Barriers leave many outsiders with little sense of belonging in the city

Lilian Zhang
24 February 2009

Even though Bao Ruokui from Anhui province has a stable job and lives in her own Shanghai home with her husband and three-year-old son, she still feels little sense of belonging to the city because of barriers ranging from the dialect to government policy.

“Shanghai is renowned for its tolerance of various cultures and modern lifestyle, but sometimes it still has [the old] discrimination against outsiders, and protectionism,” said Ms. Bao, 31.

When she came to Shanghai four years ago from her small hometown and landed a job as an office worker, the complex dialect was the first major obstacle that stopped her getting to know people.

“In my company, most people like speaking in the Shanghai dialect, which I really don’t understand,” she said. “And in the service industry, including at shopping malls and on buses, many don’t speak Putonghua until I ask them to repeat things for me.”

As the city unveiled its hukou, or permanent residency, reform in an effort to boost development through adding more non-natives to the population, not all the 6 million members of the city’s floating population were satisfied with it.

Ms. Bao, who has a job and pays regular social insurance, still needs to wait for another seven years to get permanent residency after receiving a temporary permit.

“I always feel rootless without a hukou. Seven years is too long for me.”

More significant, the city’s public education policy places rigid restrictions on school enrolment if a student’s parents do not have Shanghai permanent residency, to the point where non-Shanghai students cannot sit the college entrance examination in the city.

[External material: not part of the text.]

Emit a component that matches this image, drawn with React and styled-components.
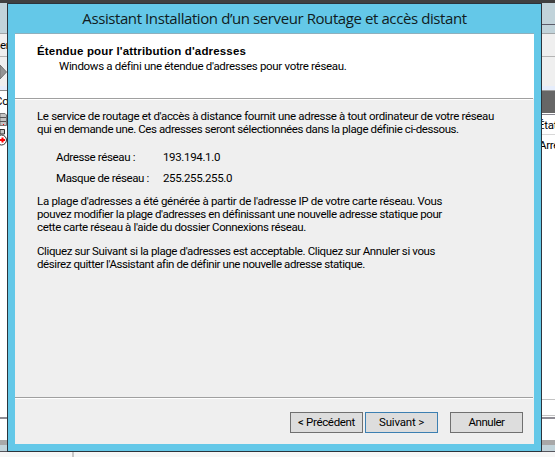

“We have to get a hukou for the sake of my child, rather than merely for ourselves,” she said. “But I still need to send him to a costly private elementary school instead of a public one until we get that pass in seven years.”

However, she said, “outsiders” were usually exceptionally adaptable to life, learning to survive in different environments.

“I’ve learned that when in Rome, do as the Romans do. So it’s much better now,” she said.